Lenora Helm Hammonds is the director of the vocal jazz ensemble at NCCU and an assistant professor of jazz studies.

She said she was eager to participate in the Barbershop Revival because “there is a lot of overlap in vocal jazz ensembles.”

The full chorus performs at the 2019 Barbershop Revival. Jay Attys, a graduating master student in the Jazz Studies Department at NCCU, said “Barbershop is one of those things that you hear it in the sound, just like the purity of harmonies that the richness of just a great, beautiful tradition that’s come from American culture.”(Photo courtesy of Ken Thomas and Warren Fuson.)

Getting Started

After Andy and Warren Fuson attended one of David Wright’s lectures, they knew they wanted to help bring barbershop harmony back to its roots.

Warren Fuson said, “It took us two years to build up the nerve to actually start approaching people.”

The Fusons were wary of being offensive and did not want to seem like they were selling the idea of lost heritage.

Roberta Laws, choir director at NCCU, heard the Fusons wanted to partner with an HBCU.

The history of barbershop interested Laws, and she was disturbed that other HBCUs had not been receptive to the Fuson’s idea.
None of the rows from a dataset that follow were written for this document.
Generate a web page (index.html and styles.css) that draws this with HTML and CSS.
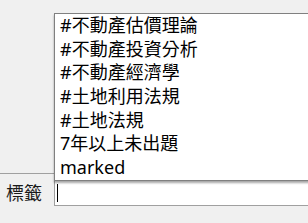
FILE: index.html
```html
<!DOCTYPE html>
<html lang="zh-Hant">
<head>
    <meta charset="UTF-8">
    <title>標籤</title>
    <link rel="stylesheet" href="styles.css">
</head>
<body>

    <!-- area behind the popup -->
    <div class="upper"></div>

    <!-- tag field -->
    <div class="field-row">
        <label class="field-label">標籤</label>
        <div class="field-input"><span class="caret"></span></div>
    </div>

    <!-- autocomplete list -->
    <ul class="suggest">
        <li>#不動產估價理論</li>
        <li>#不動產投資分析</li>
        <li>#不動產經濟學</li>
        <li>#土地利用法規</li>
        <li>#土地法規</li>
        <li>7年以上未出題</li>
        <li>marked</li>
    </ul>

</body>
</html>
```

FILE: styles.css
```css
html, body {
    margin: 0;
    padding: 0;
    background-color: #f0f0f0;
    overflow: hidden;
    font-family: "Noto Sans", "Noto Sans CJK TC", sans-serif;
}

.upper {
    height: 173px;
    border-bottom: 1px solid #a0a0a0;
}

.field-row {
    display: flex;
    align-items: center;
    padding: 5px 0 0 6px;
}

.field-label {
    width: 48px;
    font-size: 18px;
    line-height: 24px;
    color: #1a1a1a;
}

.field-input {
    flex: 1;
    height: 25px;
    padding-left: 2px;
    background: white;
    border: 1px solid #a0a0a0;
    border-right: none;
    display: flex;
    align-items: center;
}

.caret {
    width: 1px;
    height: 18px;
    background: black;
}

/* popup list */
.suggest {
    position: absolute;
    left: 54px;
    top: 13px;
    right: -2px;
    margin: 0;
    padding: 0;
    list-style: none;
    background: white;
    border: 1px solid #808080;
    box-shadow: 0 2px 2px rgba(0, 0, 0, 0.35);
}

.suggest li {
    height: 23.7px;
    line-height: 23.7px;
    padding-left: 5px;
    font-size: 18px;
    color: black;
    white-space: nowrap;
}
```
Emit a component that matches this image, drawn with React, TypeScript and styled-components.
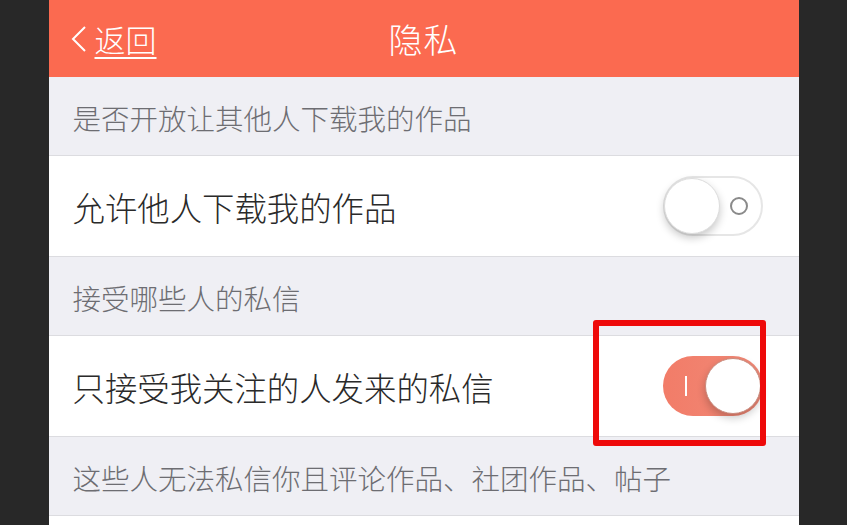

Andy Fuson said, “As far as we know, we are the first people to ever reach out to the HBCUs on behalf of barbershop.”

Laws said, “We’re right here in Durham where they live. So I asked them to come over and let’s have a conversation about it.”

The Barbershop Harmony Society supports the Fuson’s outreach as a part of the organization’s mission of “Everybody in Harmony”.

Andy Fuson said, “Barbershop Revival is an extension of everyone in harmony. BHS has given us enormous amounts of support.”